>> Start

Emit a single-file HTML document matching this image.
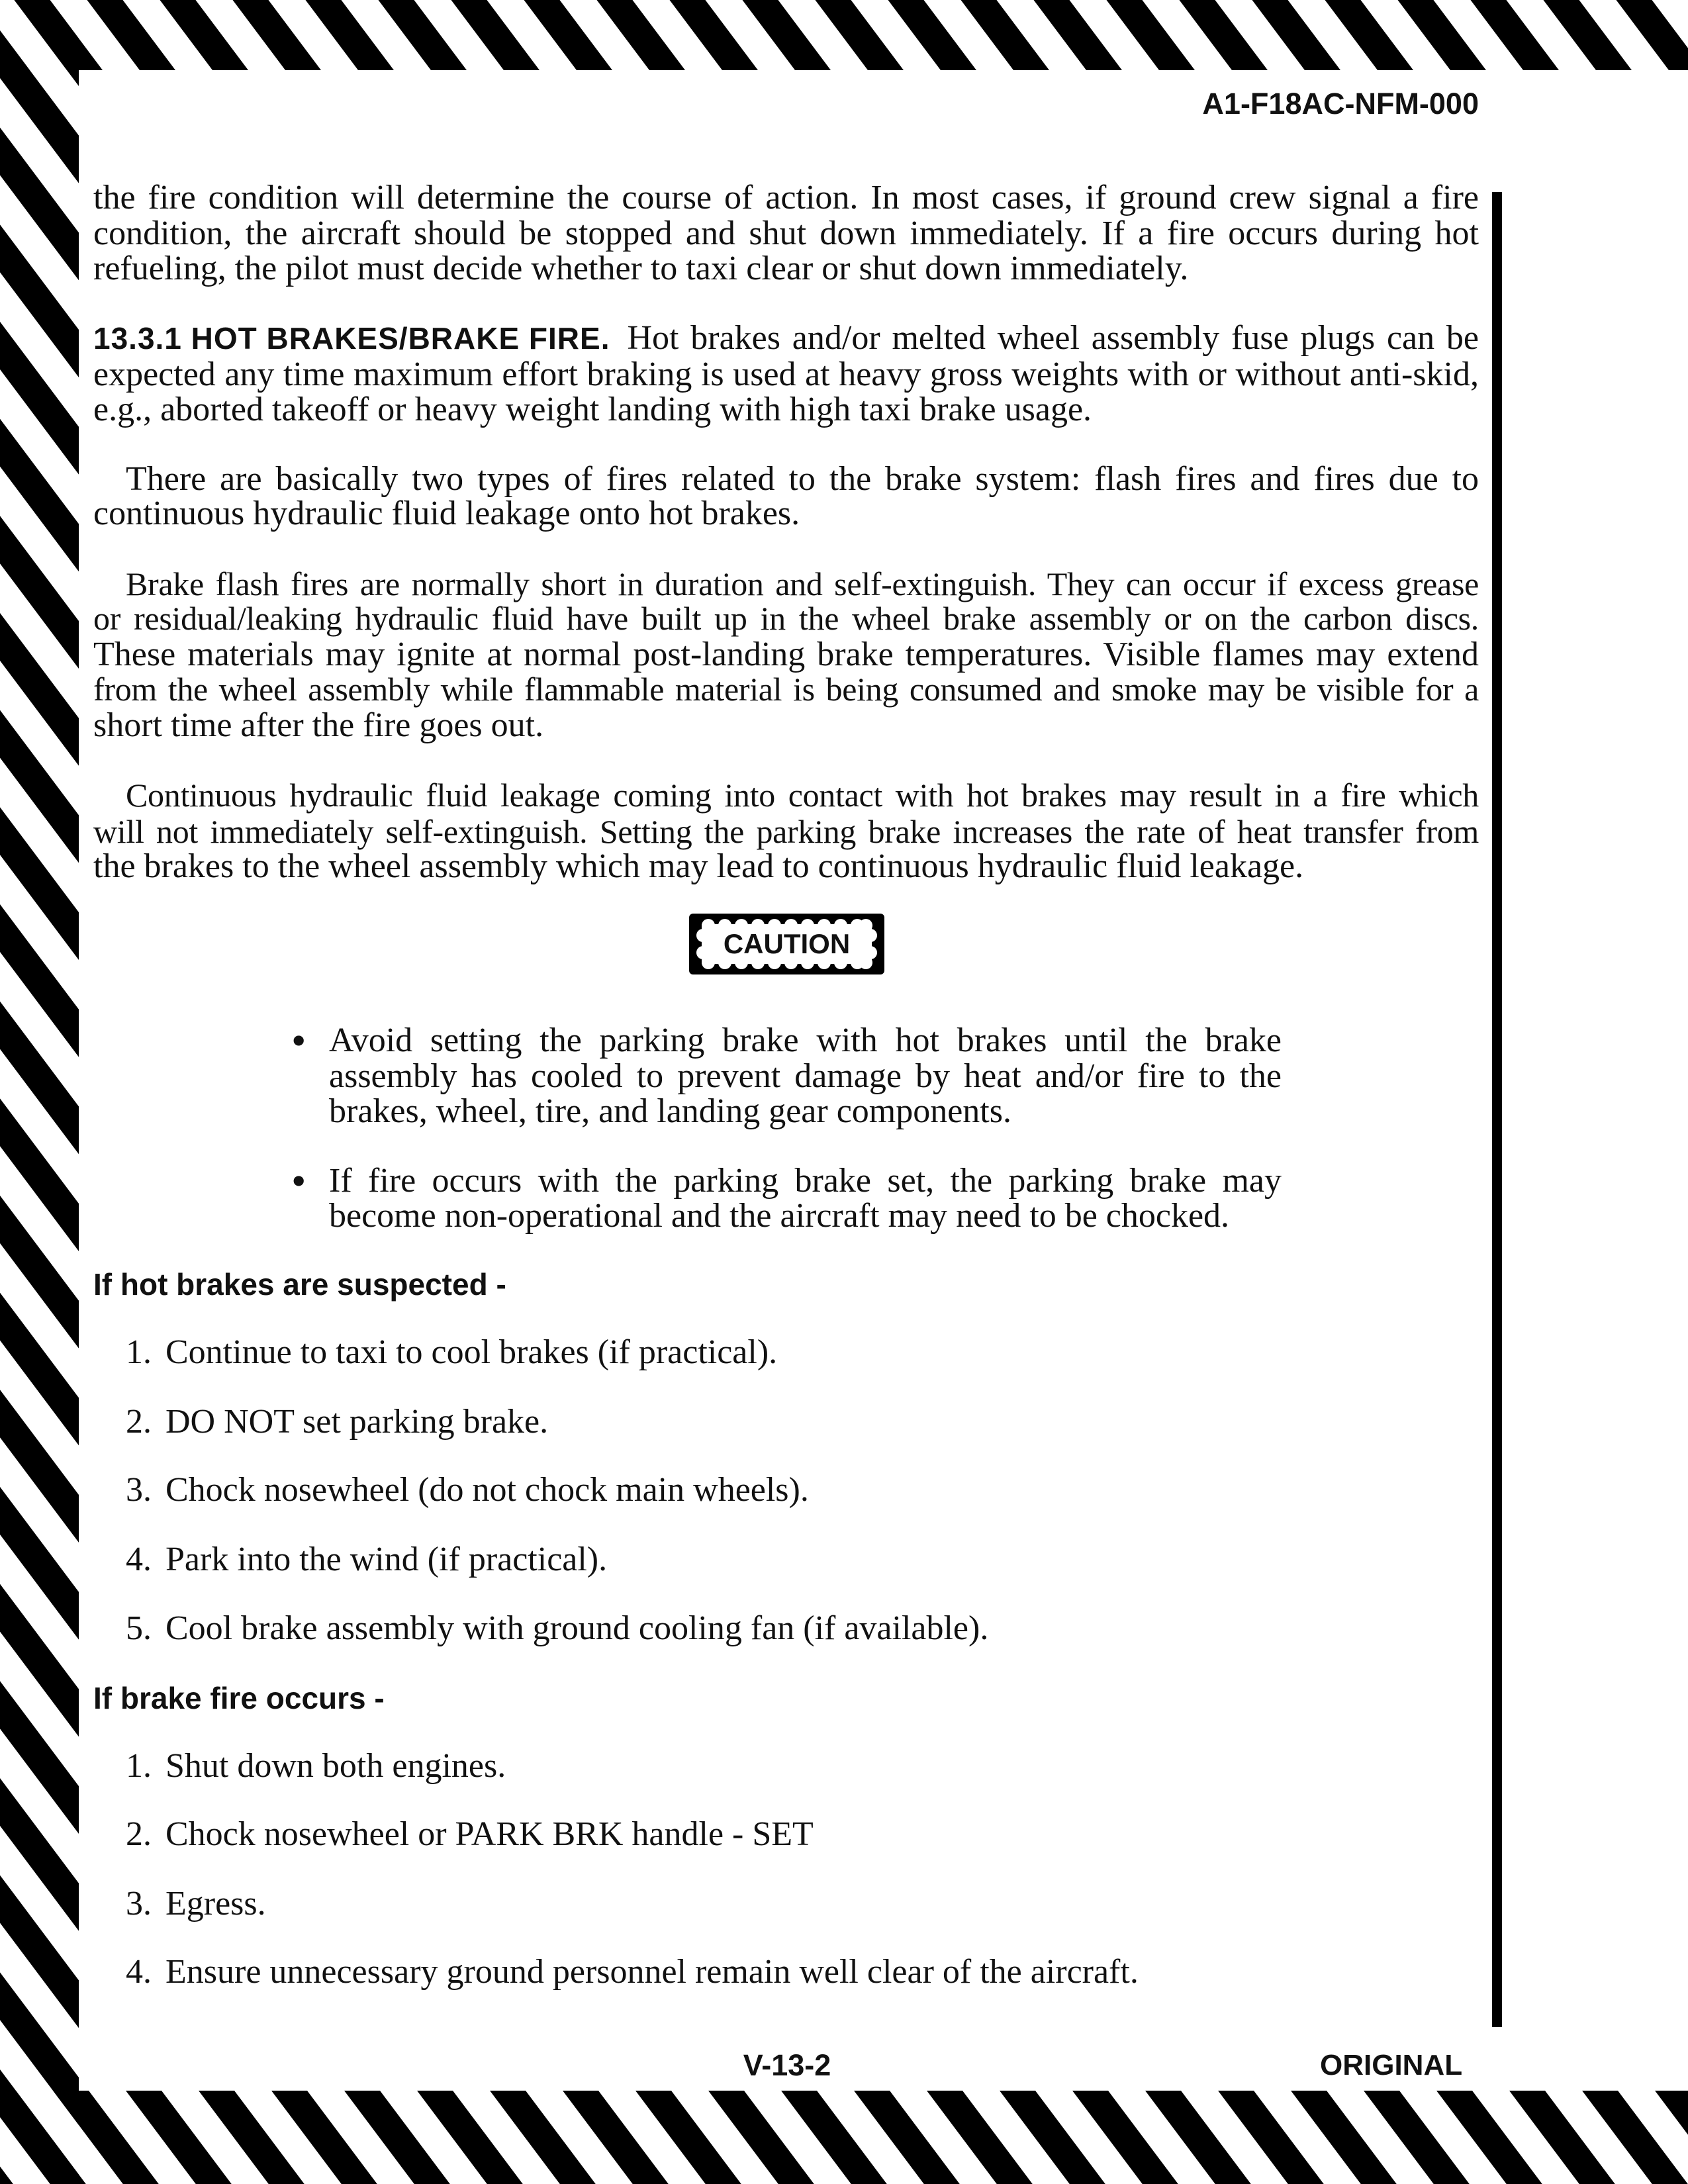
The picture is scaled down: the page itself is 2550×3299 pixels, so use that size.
<!DOCTYPE html>
<html><head><meta charset="utf-8">
<style>
html,body{margin:0;padding:0;}
body{width:2550px;height:3299px;position:relative;overflow:hidden;background:#fff;}
svg.bg{position:absolute;left:0;top:0;}
.l{position:absolute;font-family:"Liberation Serif",serif;font-size:52px;line-height:54px;color:#111;white-space:nowrap;}
.j{text-align:justify;text-align-last:justify;white-space:normal;height:54px;overflow:visible;}
.t{font-size:50px;letter-spacing:-0.3px;}
.s{font-family:"Liberation Sans",sans-serif;font-weight:bold;}
</style></head><body>
<svg class="bg" width="2550" height="3299" viewBox="0 0 2550 3299">
<defs>
<pattern id="st" patternUnits="userSpaceOnUse" width="110" height="20" patternTransform="translate(131.5,0) skewX(36.87)">
<rect x="0" y="0" width="54" height="20" fill="#000"/>
</pattern>
</defs>
<rect x="0" y="0" width="2550" height="106" fill="url(#st)"/>
<rect x="0" y="0" width="119" height="3299" fill="url(#st)"/>
<rect x="0" y="3158" width="2550" height="141" fill="url(#st)"/>
<rect x="2254" y="290" width="15" height="2772" fill="#000"/>
<g>
<rect x="1041" y="1380" width="295" height="92" rx="6" fill="#000"/>
<rect x="1060" y="1396" width="257" height="60" fill="#fff"/>
<g fill="#fff">
<circle cx="1070" cy="1398" r="10"/><circle cx="1095" cy="1398" r="10"/><circle cx="1120" cy="1398" r="10"/><circle cx="1145" cy="1398" r="10"/><circle cx="1170" cy="1398" r="10"/><circle cx="1195" cy="1398" r="10"/><circle cx="1220" cy="1398" r="10"/><circle cx="1245" cy="1398" r="10"/><circle cx="1270" cy="1398" r="10"/><circle cx="1295" cy="1398" r="10"/><circle cx="1308" cy="1398" r="10"/>
<circle cx="1070" cy="1454" r="10"/><circle cx="1095" cy="1454" r="10"/><circle cx="1120" cy="1454" r="10"/><circle cx="1145" cy="1454" r="10"/><circle cx="1170" cy="1454" r="10"/><circle cx="1195" cy="1454" r="10"/><circle cx="1220" cy="1454" r="10"/><circle cx="1245" cy="1454" r="10"/><circle cx="1270" cy="1454" r="10"/><circle cx="1295" cy="1454" r="10"/><circle cx="1308" cy="1454" r="10"/>
<circle cx="1062" cy="1413" r="10"/><circle cx="1062" cy="1439" r="10"/>
<circle cx="1315" cy="1413" r="10"/><circle cx="1315" cy="1439" r="10"/>
</g>
</g>
</svg>

<div class="l s" style="left:1700px;top:130px;width:534px;text-align:right;font-size:45px;">A1-F18AC-NFM-000</div>

<div class="l j" style="left:141px;top:272px;width:2093px;">the fire condition will determine the course of action. In most cases, if ground crew signal a fire</div>
<div class="l j" style="left:141px;top:326px;width:2093px;">condition, the aircraft should be stopped and shut down immediately. If a fire occurs during hot</div>
<div class="l" style="left:141px;top:379px;">refueling, the pilot must decide whether to taxi clear or shut down immediately.</div>

<div class="l" style="left:141px;top:484px;width:2093px;display:flex;justify-content:space-between;"><span class="s" style="font-size:46px;letter-spacing:1px;">13.3.1 HOT BRAKES/BRAKE FIRE.</span><span style="flex:1;margin-left:26px;text-align:justify;text-align-last:justify;white-space:normal;">Hot brakes and/or melted wheel assembly fuse plugs can be</span></div>
<div class="l j" style="left:141px;top:539px;width:2093px;">expected any time maximum effort braking is used at heavy gross weights with or without anti-skid,</div>
<div class="l" style="left:141px;top:592px;">e.g., aborted takeoff or heavy weight landing with high taxi brake usage.</div>

<div class="l j" style="left:190px;top:697px;width:2044px;">There are basically two types of fires related to the brake system: flash fires and fires due to</div>
<div class="l" style="left:141px;top:749px;">continuous hydraulic fluid leakage onto hot brakes.</div>

<div class="l j t" style="left:190px;top:855px;width:2044px;">Brake flash fires are normally short in duration and self-extinguish. They can occur if excess grease</div>
<div class="l j t" style="left:141px;top:907px;width:2093px;">or residual/leaking hydraulic fluid have built up in the wheel brake assembly or on the carbon discs.</div>
<div class="l j" style="left:141px;top:962px;width:2093px;">These materials may ignite at normal post-landing brake temperatures. Visible flames may extend</div>
<div class="l j t" style="left:141px;top:1014px;width:2093px;">from the wheel assembly while flammable material is being consumed and smoke may be visible for a</div>
<div class="l" style="left:141px;top:1069px;">short time after the fire goes out.</div>

<div class="l j t" style="left:190px;top:1174px;width:2044px;">Continuous hydraulic fluid leakage coming into contact with hot brakes may result in a fire which</div>
<div class="l j t" style="left:141px;top:1229px;width:2093px;">will not immediately self-extinguish. Setting the parking brake increases the rate of heat transfer from</div>
<div class="l" style="left:141px;top:1282px;">the brakes to the wheel assembly which may lead to continuous hydraulic fluid leakage.</div>

<div class="l s" style="left:1041px;top:1399px;width:295px;text-align:center;font-size:42px;">CAUTION</div>

<div class="l" style="left:440px;top:1545px;font-size:64px;">•</div>
<div class="l j" style="left:497px;top:1545px;width:1439px;">Avoid setting the parking brake with hot brakes until the brake</div>
<div class="l j" style="left:497px;top:1599px;width:1439px;">assembly has cooled to prevent damage by heat and/or fire to the</div>
<div class="l" style="left:497px;top:1652px;">brakes, wheel, tire, and landing gear components.</div>
<div class="l" style="left:440px;top:1757px;font-size:64px;">•</div>
<div class="l j" style="left:497px;top:1757px;width:1439px;">If fire occurs with the parking brake set, the parking brake may</div>
<div class="l" style="left:497px;top:1810px;">become non-operational and the aircraft may need to be chocked.</div>

<div class="l s" style="left:141px;top:1913px;font-size:46px;">If hot brakes are suspected -</div>
<div class="l" style="left:190px;top:2016px;">1.</div><div class="l" style="left:250px;top:2016px;">Continue to taxi to cool brakes (if practical).</div>
<div class="l" style="left:190px;top:2121px;">2.</div><div class="l" style="left:250px;top:2121px;">DO NOT set parking brake.</div>
<div class="l" style="left:190px;top:2224px;">3.</div><div class="l" style="left:250px;top:2224px;">Chock nosewheel (do not chock main wheels).</div>
<div class="l" style="left:190px;top:2329px;">4.</div><div class="l" style="left:250px;top:2329px;">Park into the wind (if practical).</div>
<div class="l" style="left:190px;top:2433px;">5.</div><div class="l" style="left:250px;top:2433px;">Cool brake assembly with ground cooling fan (if available).</div>

<div class="l s" style="left:141px;top:2538px;font-size:46px;">If brake fire occurs -</div>
<div class="l" style="left:190px;top:2641px;">1.</div><div class="l" style="left:250px;top:2641px;">Shut down both engines.</div>
<div class="l" style="left:190px;top:2744px;">2.</div><div class="l" style="left:250px;top:2744px;">Chock nosewheel or PARK BRK handle - SET</div>
<div class="l" style="left:190px;top:2849px;">3.</div><div class="l" style="left:250px;top:2849px;">Egress.</div>
<div class="l" style="left:190px;top:2952px;">4.</div><div class="l" style="left:250px;top:2952px;">Ensure unnecessary ground personnel remain well clear of the aircraft.</div>

<div class="l s" style="left:1089px;top:3093px;width:200px;text-align:center;font-size:45px;">V-13-2</div>
<div class="l s" style="left:1994px;top:3093px;font-size:44px;">ORIGINAL</div>
</body></html>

>> End

**Task statement**.
Reproduce the data word for word, excluding its pictures.

**Result for this exercise**.
Emit a single-file HTML document matching this image.
The picture is scaled down: the page itself is 2550×3299 pixels, so use that size.
<!DOCTYPE html>
<html><head><meta charset="utf-8">
<style>
html,body{margin:0;padding:0;}
body{width:2550px;height:3299px;position:relative;overflow:hidden;background:#fff;}
svg.bg{position:absolute;left:0;top:0;}
.l{position:absolute;font-family:"Liberation Serif",serif;font-size:52px;line-height:54px;color:#111;white-space:nowrap;}
.j{text-align:justify;text-align-last:justify;white-space:normal;height:54px;overflow:visible;}
.t{font-size:50px;letter-spacing:-0.3px;}
.s{font-family:"Liberation Sans",sans-serif;font-weight:bold;}
</style></head><body>
<svg class="bg" width="2550" height="3299" viewBox="0 0 2550 3299">
<defs>
<pattern id="st" patternUnits="userSpaceOnUse" width="110" height="20" patternTransform="translate(131.5,0) skewX(36.87)">
<rect x="0" y="0" width="54" height="20" fill="#000"/>
</pattern>
</defs>
<rect x="0" y="0" width="2550" height="106" fill="url(#st)"/>
<rect x="0" y="0" width="119" height="3299" fill="url(#st)"/>
<rect x="0" y="3158" width="2550" height="141" fill="url(#st)"/>
<rect x="2254" y="290" width="15" height="2772" fill="#000"/>
<g>
<rect x="1041" y="1380" width="295" height="92" rx="6" fill="#000"/>
<rect x="1060" y="1396" width="257" height="60" fill="#fff"/>
<g fill="#fff">
<circle cx="1070" cy="1398" r="10"/><circle cx="1095" cy="1398" r="10"/><circle cx="1120" cy="1398" r="10"/><circle cx="1145" cy="1398" r="10"/><circle cx="1170" cy="1398" r="10"/><circle cx="1195" cy="1398" r="10"/><circle cx="1220" cy="1398" r="10"/><circle cx="1245" cy="1398" r="10"/><circle cx="1270" cy="1398" r="10"/><circle cx="1295" cy="1398" r="10"/><circle cx="1308" cy="1398" r="10"/>
<circle cx="1070" cy="1454" r="10"/><circle cx="1095" cy="1454" r="10"/><circle cx="1120" cy="1454" r="10"/><circle cx="1145" cy="1454" r="10"/><circle cx="1170" cy="1454" r="10"/><circle cx="1195" cy="1454" r="10"/><circle cx="1220" cy="1454" r="10"/><circle cx="1245" cy="1454" r="10"/><circle cx="1270" cy="1454" r="10"/><circle cx="1295" cy="1454" r="10"/><circle cx="1308" cy="1454" r="10"/>
<circle cx="1062" cy="1413" r="10"/><circle cx="1062" cy="1439" r="10"/>
<circle cx="1315" cy="1413" r="10"/><circle cx="1315" cy="1439" r="10"/>
</g>
</g>
</svg>

<div class="l s" style="left:1700px;top:130px;width:534px;text-align:right;font-size:45px;">A1-F18AC-NFM-000</div>

<div class="l j" style="left:141px;top:272px;width:2093px;">the fire condition will determine the course of action. In most cases, if ground crew signal a fire</div>
<div class="l j" style="left:141px;top:326px;width:2093px;">condition, the aircraft should be stopped and shut down immediately. If a fire occurs during hot</div>
<div class="l" style="left:141px;top:379px;">refueling, the pilot must decide whether to taxi clear or shut down immediately.</div>

<div class="l" style="left:141px;top:484px;width:2093px;display:flex;justify-content:space-between;"><span class="s" style="font-size:46px;letter-spacing:1px;">13.3.1 HOT BRAKES/BRAKE FIRE.</span><span style="flex:1;margin-left:26px;text-align:justify;text-align-last:justify;white-space:normal;">Hot brakes and/or melted wheel assembly fuse plugs can be</span></div>
<div class="l j" style="left:141px;top:539px;width:2093px;">expected any time maximum effort braking is used at heavy gross weights with or without anti-skid,</div>
<div class="l" style="left:141px;top:592px;">e.g., aborted takeoff or heavy weight landing with high taxi brake usage.</div>

<div class="l j" style="left:190px;top:697px;width:2044px;">There are basically two types of fires related to the brake system: flash fires and fires due to</div>
<div class="l" style="left:141px;top:749px;">continuous hydraulic fluid leakage onto hot brakes.</div>

<div class="l j t" style="left:190px;top:855px;width:2044px;">Brake flash fires are normally short in duration and self-extinguish. They can occur if excess grease</div>
<div class="l j t" style="left:141px;top:907px;width:2093px;">or residual/leaking hydraulic fluid have built up in the wheel brake assembly or on the carbon discs.</div>
<div class="l j" style="left:141px;top:962px;width:2093px;">These materials may ignite at normal post-landing brake temperatures. Visible flames may extend</div>
<div class="l j t" style="left:141px;top:1014px;width:2093px;">from the wheel assembly while flammable material is being consumed and smoke may be visible for a</div>
<div class="l" style="left:141px;top:1069px;">short time after the fire goes out.</div>

<div class="l j t" style="left:190px;top:1174px;width:2044px;">Continuous hydraulic fluid leakage coming into contact with hot brakes may result in a fire which</div>
<div class="l j t" style="left:141px;top:1229px;width:2093px;">will not immediately self-extinguish. Setting the parking brake increases the rate of heat transfer from</div>
<div class="l" style="left:141px;top:1282px;">the brakes to the wheel assembly which may lead to continuous hydraulic fluid leakage.</div>

<div class="l s" style="left:1041px;top:1399px;width:295px;text-align:center;font-size:42px;">CAUTION</div>

<div class="l" style="left:440px;top:1545px;font-size:64px;">•</div>
<div class="l j" style="left:497px;top:1545px;width:1439px;">Avoid setting the parking brake with hot brakes until the brake</div>
<div class="l j" style="left:497px;top:1599px;width:1439px;">assembly has cooled to prevent damage by heat and/or fire to the</div>
<div class="l" style="left:497px;top:1652px;">brakes, wheel, tire, and landing gear components.</div>
<div class="l" style="left:440px;top:1757px;font-size:64px;">•</div>
<div class="l j" style="left:497px;top:1757px;width:1439px;">If fire occurs with the parking brake set, the parking brake may</div>
<div class="l" style="left:497px;top:1810px;">become non-operational and the aircraft may need to be chocked.</div>

<div class="l s" style="left:141px;top:1913px;font-size:46px;">If hot brakes are suspected -</div>
<div class="l" style="left:190px;top:2016px;">1.</div><div class="l" style="left:250px;top:2016px;">Continue to taxi to cool brakes (if practical).</div>
<div class="l" style="left:190px;top:2121px;">2.</div><div class="l" style="left:250px;top:2121px;">DO NOT set parking brake.</div>
<div class="l" style="left:190px;top:2224px;">3.</div><div class="l" style="left:250px;top:2224px;">Chock nosewheel (do not chock main wheels).</div>
<div class="l" style="left:190px;top:2329px;">4.</div><div class="l" style="left:250px;top:2329px;">Park into the wind (if practical).</div>
<div class="l" style="left:190px;top:2433px;">5.</div><div class="l" style="left:250px;top:2433px;">Cool brake assembly with ground cooling fan (if available).</div>

<div class="l s" style="left:141px;top:2538px;font-size:46px;">If brake fire occurs -</div>
<div class="l" style="left:190px;top:2641px;">1.</div><div class="l" style="left:250px;top:2641px;">Shut down both engines.</div>
<div class="l" style="left:190px;top:2744px;">2.</div><div class="l" style="left:250px;top:2744px;">Chock nosewheel or PARK BRK handle - SET</div>
<div class="l" style="left:190px;top:2849px;">3.</div><div class="l" style="left:250px;top:2849px;">Egress.</div>
<div class="l" style="left:190px;top:2952px;">4.</div><div class="l" style="left:250px;top:2952px;">Ensure unnecessary ground personnel remain well clear of the aircraft.</div>

<div class="l s" style="left:1089px;top:3093px;width:200px;text-align:center;font-size:45px;">V-13-2</div>
<div class="l s" style="left:1994px;top:3093px;font-size:44px;">ORIGINAL</div>
</body></html>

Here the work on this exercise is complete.